To prevent these untoward results and with a view of enlarging the scope of the remedy in proceedings of this character, the Legislature, in 1893, chapter 6, enacted a statute providing (sec. 1) that an action may be brought by any person against another who claims an interest in real property adverse to him, for the purpose of determining such adverse claims. Section 2: That if defendant in such action disclaim in his answer any interest or estate in the property or suffer judgment to be taken against him without answer, the plaintiff cannot recover costs," etc.

The remedy was further enlarged by chapter 763, Laws 1903, being extended to include the lien from docketed judgments, the entire law applicable being fully expressed in Pell's Revisal, sec. 1589. (528) Having reference to the broad and inclusive language of the statute, the mischief complained of and the purpose sought to be accomplished, we are of opinion that the law, as its terms clearly import, was designed and intended to afford a remedy wherever one owns or has an estate or interest in real property, whether he is in or out of possession, and another wrongfully sets up a claim to an estate or interest therein which purports to affect adversely the estate or interest of the true owner and which is reasonably calculated to burden and embarrass such owner in the full and proper enjoyment of his proprietary rights, including the right to dispose of the same at its fair market value.

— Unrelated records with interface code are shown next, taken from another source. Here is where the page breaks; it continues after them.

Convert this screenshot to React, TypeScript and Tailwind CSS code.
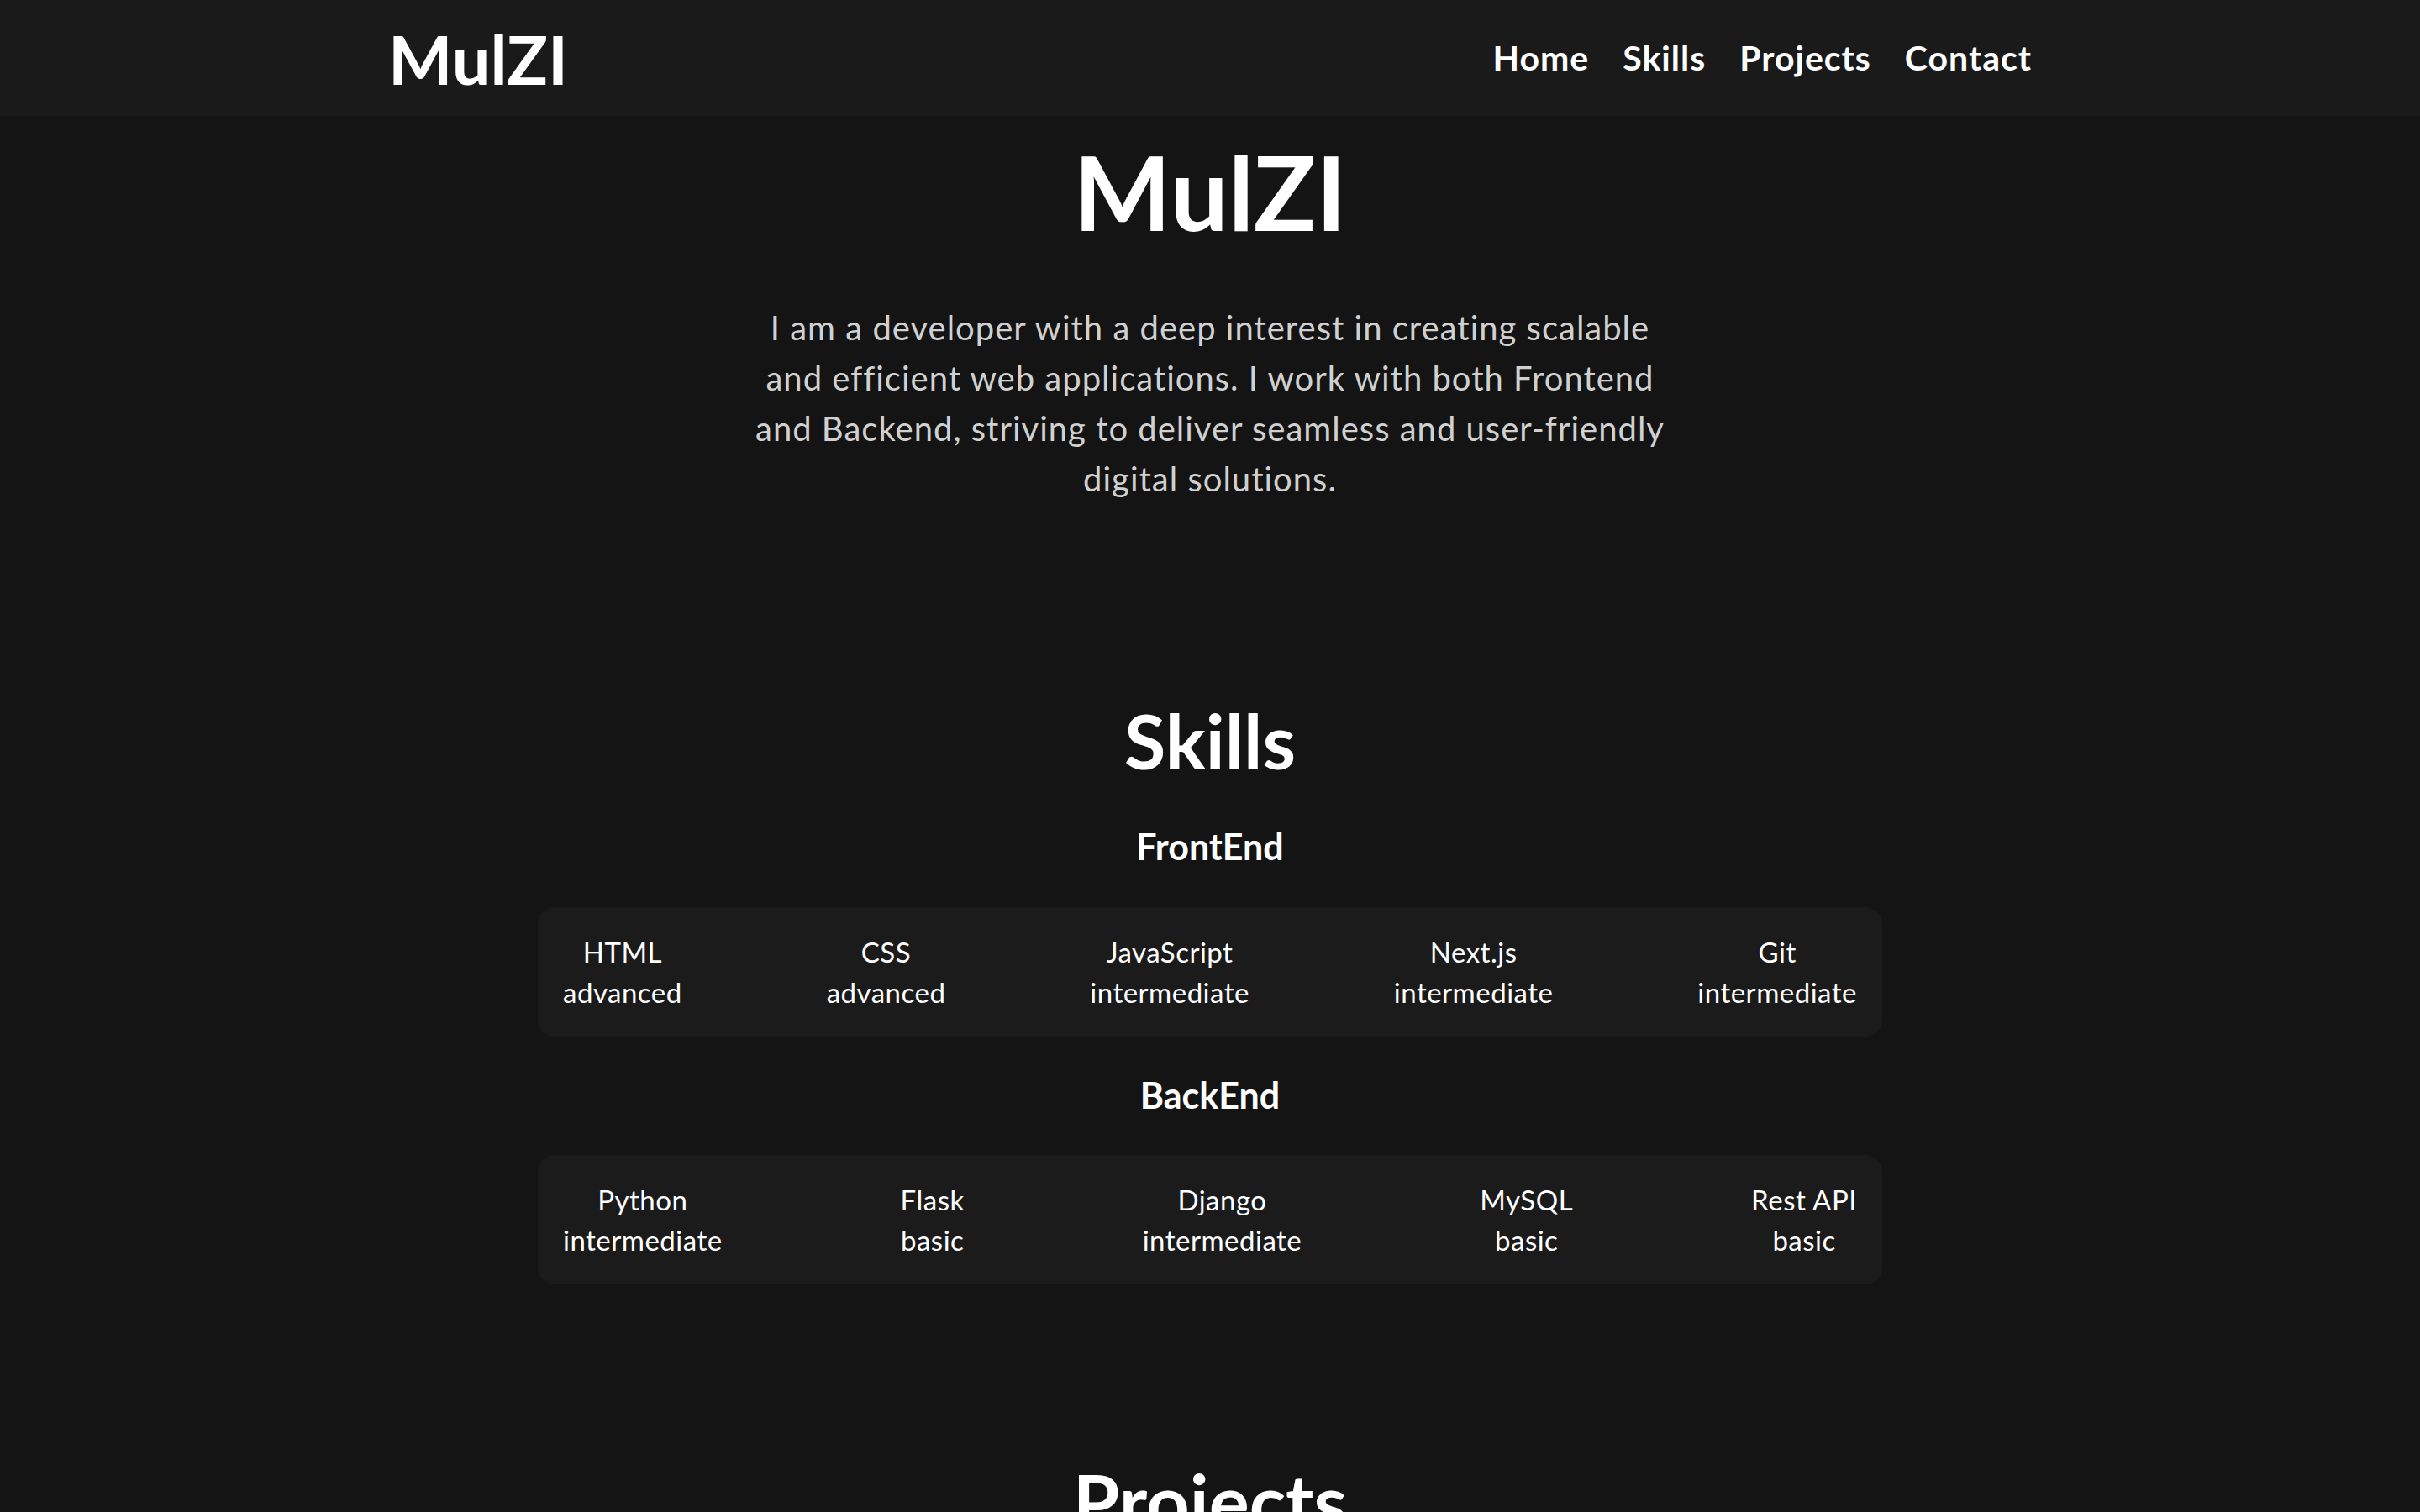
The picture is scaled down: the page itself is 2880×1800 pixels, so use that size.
const frontEnd = [
  { name: 'HTML', level: 'advanced' },
  { name: 'CSS', level: 'advanced' },
  { name: 'JavaScript', level: 'intermediate' },
  { name: 'Next.js', level: 'intermediate' },
  { name: 'Git', level: 'intermediate' },
];

const backEnd = [
  { name: 'Python', level: 'intermediate' },
  { name: 'Flask', level: 'basic' },
  { name: 'Django', level: 'intermediate' },
  { name: 'MySQL', level: 'basic' },
  { name: 'Rest API', level: 'basic' },
];

function SkillRow({ items }: { items: { name: string; level: string }[] }) {
  return (
    <div className="w-[1600px] mx-auto bg-[#1b1b1b] rounded-[20px] px-[30px] py-[29px] flex justify-between">
      {items.map((s) => (
        <div key={s.name} className="text-center text-[33px] tracking-[0.5px] leading-[48px] text-white">
          <div>{s.name}</div>
          <div>{s.level}</div>
        </div>
      ))}
    </div>
  );
}

export default function App() {
  return (
    <div className="min-h-screen bg-[#141414] text-white font-['Lato',sans-serif]">
      {/* Header */}
      <header className="h-[138px] bg-[#1a1a1a]">
        <div className="w-[1956px] h-full mx-auto flex items-center justify-between">
          <div className="text-[81px] leading-none font-bold">MulZI</div>
          <nav className="flex gap-[40px] text-[41px] tracking-[1px] font-bold">
            <a href="#home">Home</a>
            <a href="#skills">Skills</a>
            <a href="#projects">Projects</a>
            <a href="#contact">Contact</a>
          </nav>
        </div>
      </header>

      {/* Hero */}
      <section className="flex flex-col items-center pt-[28px]">
        <h1 className="text-[123px] leading-none font-bold">MulZI</h1>
        <p className="mt-[71px] text-center text-[40px] tracking-[1px] leading-[60px] text-[#d0d0d0]">
          I am a developer with a deep interest in creating scalable
          <br />
          and efficient web applications. I work with both Frontend
          <br />
          and Backend, striving to deliver seamless and user-friendly
          <br />
          digital solutions.
        </p>
      </section>

      {/* Skills */}
      <section id="skills" className="flex flex-col items-center mt-[236px]">
        <h2 className="text-[90px] leading-none font-bold">Skills</h2>
        <h3 className="mt-[60px] text-[43px] leading-none font-bold">FrontEnd</h3>
        <div className="mt-[51px] w-full">
          <SkillRow items={frontEnd} />
        </div>
        <h3 className="mt-[48px] text-[43px] leading-none font-bold">BackEnd</h3>
        <div className="mt-[50px] w-full">
          <SkillRow items={backEnd} />
        </div>
      </section>

      {/* Projects */}
      <section id="projects" className="flex flex-col items-center mt-[212px] pb-[200px]">
        <h2 className="text-[90px] leading-none font-bold">Projects</h2>
      </section>
    </div>
  );
}
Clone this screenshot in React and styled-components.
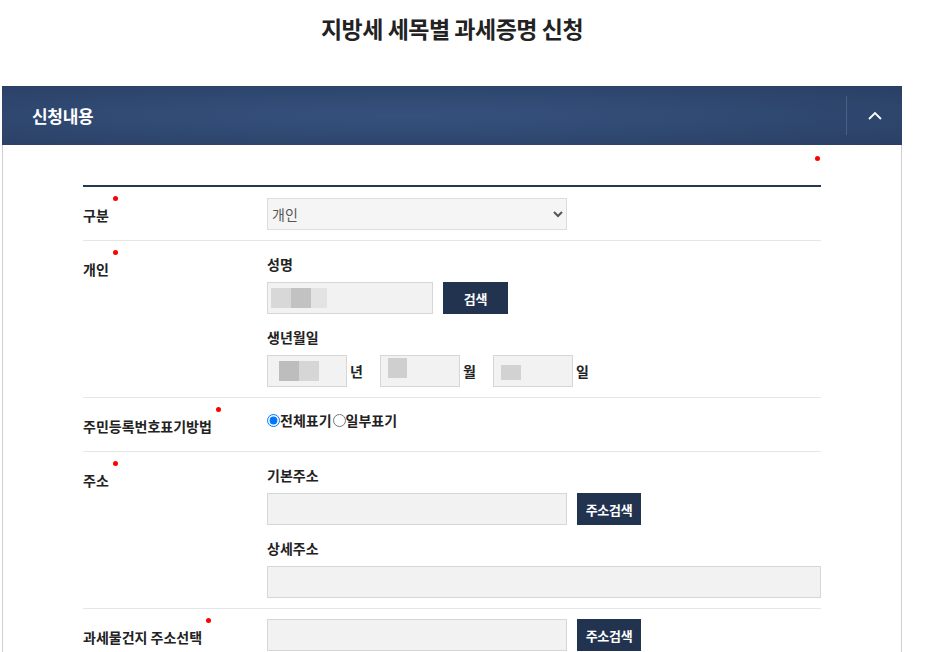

And it should and does extend to such adverse and wrongful claims, whether in writing or parol, whenever a claim by parol, if established, could create an interest or estate in the property, as in case of a parol trust or a lease not required to be in writing. And it should be allowed, too, when existent records or written instruments reasonably present such a claim, the statute preventing all hardship in such cases by its provision that if the holder does not insist on the same in his answer or does not answer at all, the plaintiff shall pay the costs.

The interpretation we have given is very clearly indicated, if it was not so expressly held, in Rumbo v. Mfg. Co., 129 N.C. 9, where an action of this sort was sustained as against a wrongful claim, adverse to the true owner, the claim being made under a lease or written instrument which was void under our decisions. Referring to the change wrought by the statute, the present Chief Justice, delivering the opinion, said: "The defendant strenuously argued the equitable doctrines formerly applicable, but we need not discuss their application here, for this is not an equitable proceeding. It is an action given by statute. Laws 1893, ch. 6. It was because the General Assembly thought the equitable doctrines (as laid down in Busbee v. Macey, 85 N.C. 329, and Busbee v. Lewis, ibid., 332, and like cases) inconvenient or unjust that the above act of 1893 was passed. If defendant had, as permitted under section 2 of said act, disclaimed any interest in the property, judgment could not have gone against him for costs. But having asserted his claim and lost, he cannot now plead the invalidity of his own claim as ground to dismiss the action."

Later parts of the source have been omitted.